Olympic volunteers have to work to find housing 

Social media matching people from around the globe with accommodation in Whistler

For Bill Whittle, volunteering for the 2010 Winter Olympics came down to accommodation.

The 59-year-old White Rock resident decided to sign up to participate in the Olympics late last year because he wanted to watch the Games unfold in the mountains. And two months ago, the Vancouver Organizing Committee for the 2010 Games (VANOC) offered him a position as a volunteer with alpine skiing and the children's hospital.

Unfortunately, finding a place to sleep in Whistler proved more difficult than Whittle had anticipated. He searched through Craigslist ads and other on-line resources. Over the Christmas holidays, he decided if he didn't find a place in the next few weeks, he was going to cancel his Olympic volunteer plans completely.

"It was tough," said Whittle, who is planning on taking a month break from his full-time job in White Rock to work for free during the Games. "People were charging way too much for their places. I got offers ranging from $5,000 to $12,000 for the month."

Whittle decided to put a housing wanted ad on Craigslist. He got 24 responses, of which 20 were way too high and one was a scam. Luckily for Whittle, though, three of the offers were reasonable and this week he finally secured a place in the village for $60 a night.

Whittle's story is becoming a familiar one for Olympic volunteers from around the world who are scrambling to find accommodation in Whistler.

With less than 30 days to go until the Games begin, volunteers from around Canada and the world are preparing to temporarily move to Whistler. Over the past few weeks, websites like Craiglist and local newspaper classified sections have been peppered with postings from volunteers desperately looking for places to sleep and shower during the Games. The housing seekers range in age from 20 to 60 years old and come from as far away as California, Germany and Dublin.

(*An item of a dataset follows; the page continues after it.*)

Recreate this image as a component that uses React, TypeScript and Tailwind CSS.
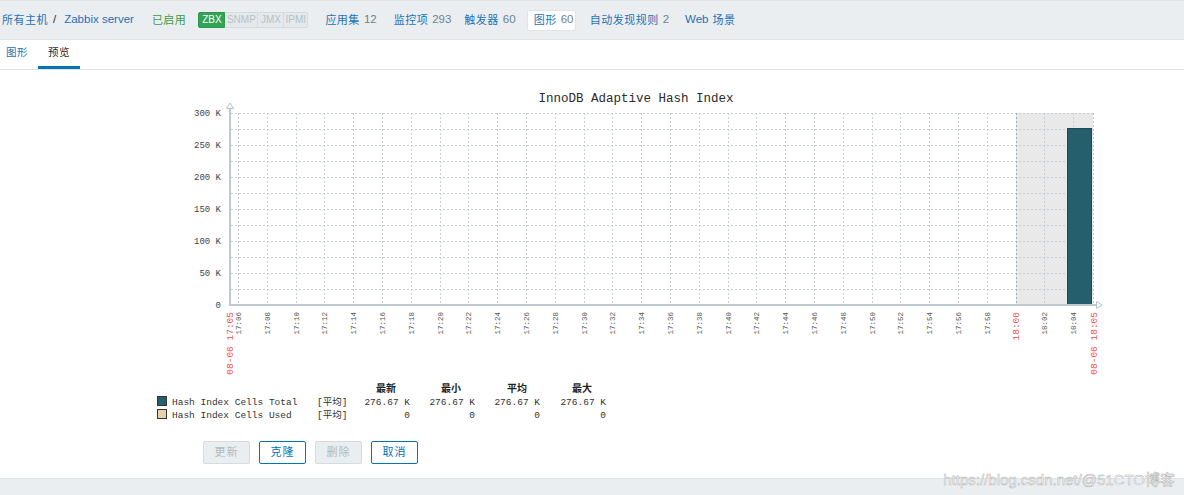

Almost all the volunteers Pique Newsmagazine talked to this week were able to eventually find accommodation, although everyone said it was difficult to find something affordable, with most offers sitting around $5,000 a month. Some people were told by VANOC that they wouldn't be able to volunteer if they didn't find a place to stay.

Jack Sprecher, a recent university graduate from northern California, was one of those.

He was offered a volunteer position as a press assistant on Monday, Jan. 4 but was told that to keep the position he needed to find accommodation and provide VANOC with a physical address by the end of the week.